Frequently asked questions about the Appointment System

What is an appointment system in AP Comp Gov?

It's a method of filling government positions where an authority selects officeholders instead of voters electing them. The AP course examples are the UK House of Lords, Iran's Guardian Council, and Russia's Federation Council.

Are appointment systems only found in authoritarian regimes?

No. The UK, a consolidated democracy, appoints its entire House of Lords, mostly life peers chosen for expertise and public service. The difference is the objective. Democracies tend to use appointments for expertise and diversity, while authoritarian regimes like Iran and Russia use them to maintain elite control.

How is an appointment system different from patronage?

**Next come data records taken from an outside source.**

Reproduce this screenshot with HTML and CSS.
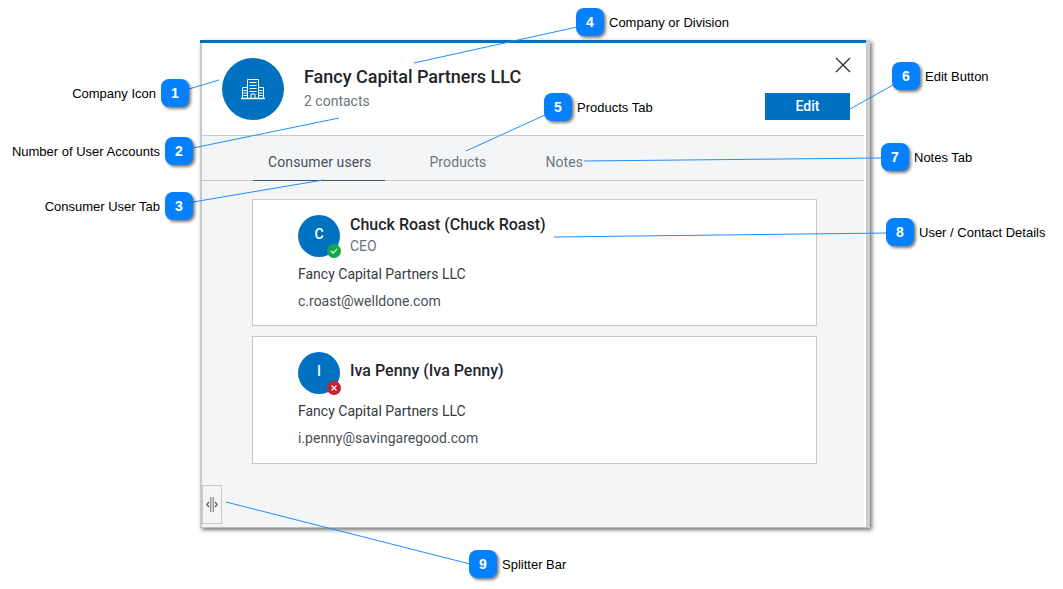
FILE: index.html
```
<!DOCTYPE html>
<html lang="en">
<head>
<meta charset="utf-8">
<title>Company details</title>
<link rel="stylesheet" href="styles.css">
</head>
<body>
<div class="stage">
  <section class="panel">
    <div class="bar"></div>
    <div class="sheet">
      <header class="head">
        <div class="logo">
          <svg width="24" height="22" viewBox="0 0 24 22" fill="none" stroke="#fff" stroke-width="1">
            <path d="M0 20.500h24" stroke-width="1.400"/>
            <path d="M1.500 20.500V9.500h5M6.500 20.500V1.500h11v19M17.500 9.500h5v11M8.500 4.500h7M8.500 7.500h7M8.500 10.500h7M8.500 13.500h7M2.500 12.500h4M2.500 15h4M2.500 17.500h4M17.500 12.500h4M17.500 15h4M17.500 17.500h4M10 20.500v-4.500h4v4.500"/>
          </svg>
        </div>
        <div class="titles">
          <h1 class="company">Fancy Capital Partners LLC</h1>
          <div class="count">2 contacts</div>
        </div>
        <div class="actions">
          <svg class="close" width="16" height="16" viewBox="0 0 16 16" stroke="#333" stroke-width="1.400" fill="none"><path d="M1 1l14 14M15 1L1 15"/></svg>
          <button class="edit">Edit</button>
        </div>
      </header>
      <nav class="tabs">
        <div class="tab active">Consumer users</div>
        <div class="tab">Products</div>
        <div class="tab">Notes</div>
      </nav>
      <main class="list">
        <article class="card">
          <div class="person">
            <div class="avatar">C<span class="badge ok"><svg width="8" height="8" viewBox="0 0 8 8" fill="none" stroke="#fff" stroke-width="1.100"><path d="M1 4l2.200 2.200L7 2"/></svg></span></div>
            <div>
              <div class="name">Chuck Roast (Chuck Roast)</div>
              <div class="role">CEO</div>
            </div>
          </div>
          <div class="org">Fancy Capital Partners LLC</div>
          <div class="mail">c.roast@welldone.com</div>
        </article>
        <article class="card">
          <div class="person">
            <div class="avatar">I<span class="badge no"><svg width="8" height="8" viewBox="0 0 8 8" fill="none" stroke="#fff" stroke-width="1.100"><path d="M1.500 1.500l5 5M6.500 1.500l-5 5"/></svg></span></div>
            <div class="solo">
              <div class="name">Iva Penny (Iva Penny)</div>
            </div>
          </div>
          <div class="org">Fancy Capital Partners LLC</div>
          <div class="mail">i.penny@savingaregood.com</div>
        </article>
      </main>
    </div>
    <div class="splitter">
      <svg width="12" height="15" viewBox="0 0 12 15" fill="none"><path stroke="#999" stroke-width="1.500" d="M4.700 0v15M7.300 0v15"/><path stroke="#666" stroke-width="1.300" d="M3 5L.8 7.500 3 10M9 5l2.200 2.500L9 10"/></svg>
    </div>
  </section>

  <svg class="leaders" width="1063" height="589" viewBox="0 0 1063 589" fill="none" stroke="#1f8fff" stroke-width="1">
    <path d="M189 89L219 80"/>
    <path d="M193 148L339 118"/>
    <path d="M193 202L323 180"/>
    <path d="M577 27L414 63"/>
    <path d="M545 115L466 151"/>
    <path d="M893 85L850 109"/>
    <path d="M881 158L584 161"/>
    <path d="M887 233L554 237"/>
    <path d="M470 564L226 502"/>
  </svg>

  <div class="callout c1"><span class="label">Company Icon</span><span class="num">1</span></div>
  <div class="callout c2"><span class="label">Number of User Accounts</span><span class="num">2</span></div>
  <div class="callout c3"><span class="label">Consumer User Tab</span><span class="num">3</span></div>
  <div class="callout c4"><span class="num">4</span><span class="label">Company or Division</span></div>
  <div class="callout c5"><span class="num">5</span><span class="label">Products Tab</span></div>
  <div class="callout c6"><span class="num">6</span><span class="label">Edit Button</span></div>
  <div class="callout c7"><span class="num">7</span><span class="label">Notes Tab</span></div>
  <div class="callout c8"><span class="num">8</span><span class="label">User / Contact Details</span></div>
  <div class="callout c9"><span class="num">9</span><span class="label">Splitter Bar</span></div>
</div>
</body>
</html>
```

FILE: styles.css
```
* { box-sizing: border-box; }
html, body { margin: 0; padding: 0; background: #fff; }
body { font-family: Roboto, "Liberation Sans", sans-serif; color: #333; }
.stage { position: relative; width: 1063px; height: 589px; overflow: hidden; }

.panel {
  position: absolute; left: 200px; top: 40px; width: 670px; height: 488px;
  display: flex; flex-direction: column;
  background: #f4f5f7;
  border-right: 4px solid #cdcdcd;
  border-bottom: 1px solid #bdbdbd;
  box-shadow: 2px 2px 4px rgba(0,0,0,.55);
}
.bar { height: 3px; flex: none; background: #0070c0; }
.sheet {
  flex: 1; display: flex; flex-direction: column; min-height: 0;
  border-left: 2px solid #c9c9c9;
  border-right: 2px solid #fff;
}
.head {
  height: 93px; flex: none;
  display: flex; align-items: flex-start;
  background: #fff;
  border-bottom: 1px solid #c8c8c8;
  padding: 15px 14px 0 20px;
}
.logo {
  width: 62px; height: 62px; border-radius: 50%; background: #0070c0;
  display: flex; align-items: center; justify-content: center; flex: none;
}
.titles { margin-left: 20px; padding-top: 7px; flex: 1; }
.company { margin: 0; font-size: 18px; line-height: 24px; font-weight: 500; color: #212529; }
.count { margin-top: 3px; font-size: 14px; line-height: 18px; color: #6c757d; }
.actions { display: flex; flex-direction: column; align-items: flex-end; flex: none; }
.close { margin: -1px -1px 20px 0; display: block; }
.edit {
  width: 85px; height: 27px; border: 0; background: #0070c0; color: #fff;
  font: 500 14px Roboto, "Liberation Sans", sans-serif; padding: 0 0 2px;
}

.tabs {
  height: 45px; flex: none; display: flex; padding-left: 51px;
  border-bottom: 1px solid #c8c8c8;
}
.tab {
  padding: 0 15px; margin-right: 29px; line-height: 52px; height: 45px;
  font-size: 14px; color: #6c757d; letter-spacing: .1px;
}
.tab.active { color: #495057; border-bottom: 1px solid #495057; padding-right: 14px; }

.list { flex: 1; padding: 18px 47px 0 50px; display: flex; flex-direction: column; gap: 10px; }
.card {
  height: 127px; flex: none; background: #fff; border: 1px solid #c8c8c8;
  padding: 15px 0 0 45px;
}
.card + .card { height: 128px; }
.person { display: flex; gap: 10px; height: 42px; }
.avatar {
  position: relative; width: 42px; height: 42px; border-radius: 50%; background: #0070c0;
  color: #fff; font-size: 14px; font-weight: 500; text-align: center; line-height: 38px; flex: none;
}
.badge {
  position: absolute; right: -1px; bottom: -1px; width: 14px; height: 14px; border-radius: 50%;
  display: flex; align-items: center; justify-content: center;
}
.badge.ok { background: #15a84a; }
.badge.no { background: #c8202f; }
.solo { padding-top: 9px; }
.name { font-size: 16px; line-height: 20px; font-weight: 500; color: #212529; }
.role { margin-top: 2px; font-size: 14px; line-height: 18px; color: #6c757d; }
.org { margin-top: 8px; font-size: 14px; line-height: 18px; color: #343a40; }
.mail { margin-top: 9px; font-size: 14px; line-height: 18px; color: #495057; }

.splitter {
  position: absolute; left: 2px; top: 445px; width: 20px; height: 39px;
  background: #f4f5f7; border: 1px solid #c8c8c8;
  display: flex; align-items: center; justify-content: center;
}

.leaders { position: absolute; left: 0; top: 0; pointer-events: none; }
.callout {
  position: absolute; display: flex; align-items: center; gap: 5px;
  font-family: "Liberation Sans", Arial, sans-serif; font-size: 13px; color: #000; white-space: nowrap;
}
.num {
  width: 28px; height: 28px; border-radius: 8px; background: #0580ff; color: #fff;
  font-weight: 700; font-size: 14px; text-align: center; line-height: 28px;
  box-shadow: 2px 2px 3px rgba(0,0,0,.5); flex: none;
}
.c1 { right: 874px; top: 79px; }
.c2 { right: 870px; top: 137px; }
.c3 { right: 870px; top: 192px; }
.c4 { left: 576px; top: 8px; }
.c5 { left: 544px; top: 93px; }
.c6 { left: 892px; top: 62px; }
.c7 { left: 881px; top: 143px; }
.c8 { left: 886px; top: 218px; }
.c9 { left: 469px; top: 550px; }
```
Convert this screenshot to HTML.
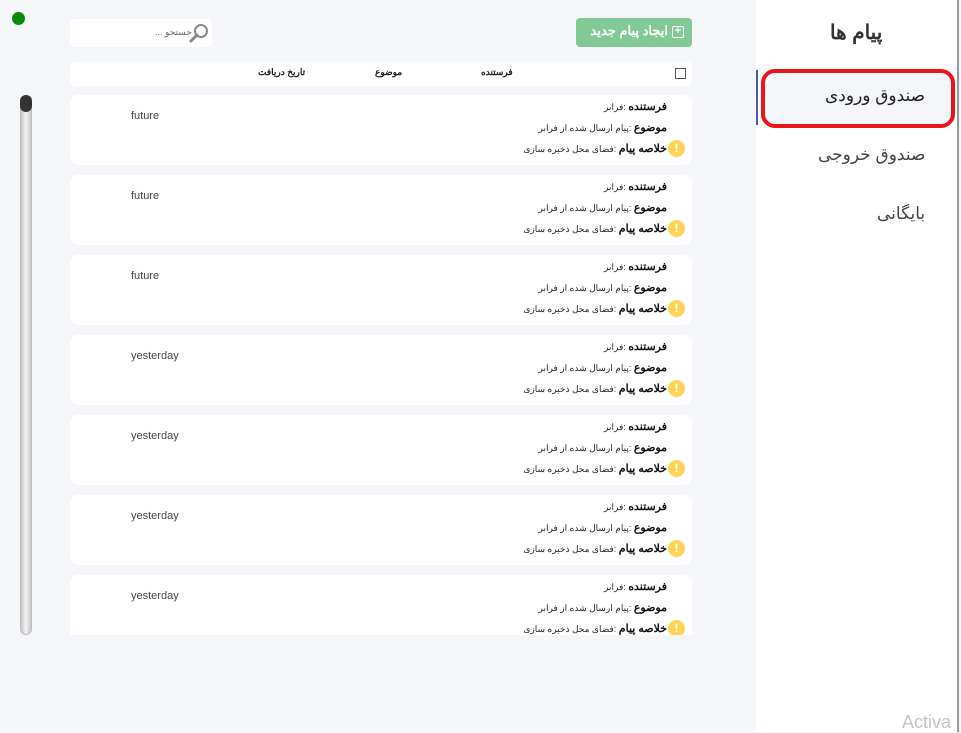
<!DOCTYPE html>
<html><head><meta charset="utf-8"><style>
*{box-sizing:border-box;margin:0;padding:0}
body{width:961px;height:732px;background:#f5f6fa;position:relative;overflow:hidden;font-family:"Liberation Sans","Noto Sans CJK SC",sans-serif;color:#222}
.abs{position:absolute}
.side{left:756px;top:0;width:203px;height:732px;background:#fff;border-right:2px solid #9a9a9a}
.card{position:absolute;left:70px;width:622px;height:70px;background:#fff;border-radius:8px;overflow:hidden}
.l{position:absolute;right:25px;direction:rtl;white-space:nowrap;font-size:9px;color:#222}
.l b{font-size:11px;color:#111}
.ic{position:absolute;left:598px;top:45px;width:17px;height:17px;border-radius:50%;background:#fdd458;color:#fff;font-size:12px;font-weight:bold;text-align:center;line-height:17px}
.d{position:absolute;left:61px;top:15px;font-size:11px;color:#444}
</style></head><body>
<div class="abs" style="left:12px;top:12px;width:13px;height:13px;border-radius:50%;background:#0a8a0a"></div>
<div class="abs" style="left:20px;top:95px;width:12px;height:540px;border-radius:6px;background:linear-gradient(90deg,#c8c8c8,#f2f2f2,#c8c8c8);border:1px solid #bbb"></div>
<div class="abs" style="left:20px;top:95px;width:12px;height:17px;border-radius:6px;background:#333"></div>
<div class="abs" style="left:70px;top:19px;width:142px;height:28px;background:#fff;border-radius:5px"></div>
<div class="abs" style="left:155px;top:27px;font-size:9px;color:#666;direction:rtl">جستجو ...</div>
<svg class="abs" style="left:188px;top:22px" width="22" height="22" viewBox="0 0 22 22"><circle cx="13" cy="9" r="6" fill="none" stroke="#888" stroke-width="2"/><line x1="9" y1="13" x2="3" y2="19" stroke="#888" stroke-width="3" stroke-linecap="round"/></svg>
<div class="abs" style="left:576px;top:18px;width:116px;height:29px;background:#82c995;border-radius:4px;color:#fff;font-size:13px;font-weight:bold;direction:rtl;padding:5px 8px 0 0;white-space:nowrap"><span style="display:inline-block;width:12px;height:12px;border:1.5px solid #fff;border-radius:2px;font-size:11px;line-height:9px;text-align:center;vertical-align:middle;margin-left:4px">+</span>ایجاد پیام جدید</div>
<div class="abs" style="left:70px;top:62px;width:622px;height:24px;background:#fff;border-radius:5px"></div>
<div class="abs" style="left:675px;top:68px;width:11px;height:11px;border:1px solid #555"></div>
<div class="abs" style="left:481px;top:67px;font-size:9px;font-weight:bold">فرستنده</div>
<div class="abs" style="left:375px;top:67px;font-size:9px;font-weight:bold">موضوع</div>
<div class="abs" style="left:258px;top:67px;font-size:9px;font-weight:bold">تاریخ دریافت</div>

<div class="card" style="top:95px"><div class="l" style="top:5px"><b>فرستنده</b> :فرابر</div><div class="l" style="top:26px"><b>موضوع</b> :پیام ارسال شده از فرابر</div><div class="l" style="top:47px"><b>خلاصه پیام</b> :فضای محل ذخیره سازی</div><div class="ic">!</div><div class="d">future</div></div>
<div class="card" style="top:175px"><div class="l" style="top:5px"><b>فرستنده</b> :فرابر</div><div class="l" style="top:26px"><b>موضوع</b> :پیام ارسال شده از فرابر</div><div class="l" style="top:47px"><b>خلاصه پیام</b> :فضای محل ذخیره سازی</div><div class="ic">!</div><div class="d">future</div></div>
<div class="card" style="top:255px"><div class="l" style="top:5px"><b>فرستنده</b> :فرابر</div><div class="l" style="top:26px"><b>موضوع</b> :پیام ارسال شده از فرابر</div><div class="l" style="top:47px"><b>خلاصه پیام</b> :فضای محل ذخیره سازی</div><div class="ic">!</div><div class="d">future</div></div>
<div class="card" style="top:335px"><div class="l" style="top:5px"><b>فرستنده</b> :فرابر</div><div class="l" style="top:26px"><b>موضوع</b> :پیام ارسال شده از فرابر</div><div class="l" style="top:47px"><b>خلاصه پیام</b> :فضای محل ذخیره سازی</div><div class="ic">!</div><div class="d">yesterday</div></div>
<div class="card" style="top:415px"><div class="l" style="top:5px"><b>فرستنده</b> :فرابر</div><div class="l" style="top:26px"><b>موضوع</b> :پیام ارسال شده از فرابر</div><div class="l" style="top:47px"><b>خلاصه پیام</b> :فضای محل ذخیره سازی</div><div class="ic">!</div><div class="d">yesterday</div></div>
<div class="card" style="top:495px"><div class="l" style="top:5px"><b>فرستنده</b> :فرابر</div><div class="l" style="top:26px"><b>موضوع</b> :پیام ارسال شده از فرابر</div><div class="l" style="top:47px"><b>خلاصه پیام</b> :فضای محل ذخیره سازی</div><div class="ic">!</div><div class="d">yesterday</div></div>
<div class="card" style="top:575px;height:60px;border-radius:8px 8px 0 0"><div class="l" style="top:5px"><b>فرستنده</b> :فرابر</div><div class="l" style="top:26px"><b>موضوع</b> :پیام ارسال شده از فرابر</div><div class="l" style="top:47px"><b>خلاصه پیام</b> :فضای محل ذخیره سازی</div><div class="ic">!</div><div class="d">yesterday</div></div>

<div class="abs side"></div>
<div class="abs" style="left:756px;top:70px;width:2px;height:55px;background:#4a5bb5"></div>
<div class="abs" style="left:830px;top:20px;font-size:20px;font-weight:bold;color:#333;direction:rtl">پیام ها</div>
<div class="abs" style="left:761px;top:69px;width:194px;height:59px;border:4px solid #e8141e;border-radius:14px;background:#f5f6fa"></div>
<div class="abs" style="left:825px;top:86px;font-size:17px;color:#222;direction:rtl">صندوق ورودی</div>
<div class="abs" style="left:818px;top:145px;font-size:17px;color:#444;direction:rtl">صندوق خروجی</div>
<div class="abs" style="left:877px;top:204px;font-size:17px;color:#444;direction:rtl">بایگانی</div>
<div class="abs" style="left:902px;top:712px;font-size:18px;color:#c4c4c4">Activa</div>
</body></html>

Patronage is one type of appointment, where positions are handed out as rewards for political loyalty. Appointment systems can also be merit-based, like civil service systems that select on qualifications and exams. All patronage is appointment, but not all appointment is patronage.

Is Russia's Federation Council elected or appointed?

Appointed. Its members are selected by regional executives and legislatures rather than directly elected by voters, which helps the Kremlin keep the upper house aligned with the governing elite's agenda.

How is Iran's Guardian Council appointment system different from the UK's House of Lords?

Both bodies are appointed, but they serve opposite goals. House of Lords appointments aim to bring expertise and a range of viewpoints into lawmaking, while Guardian Council appointments concentrate power, since the Council vets all candidates for elected office and can disqualify regime critics.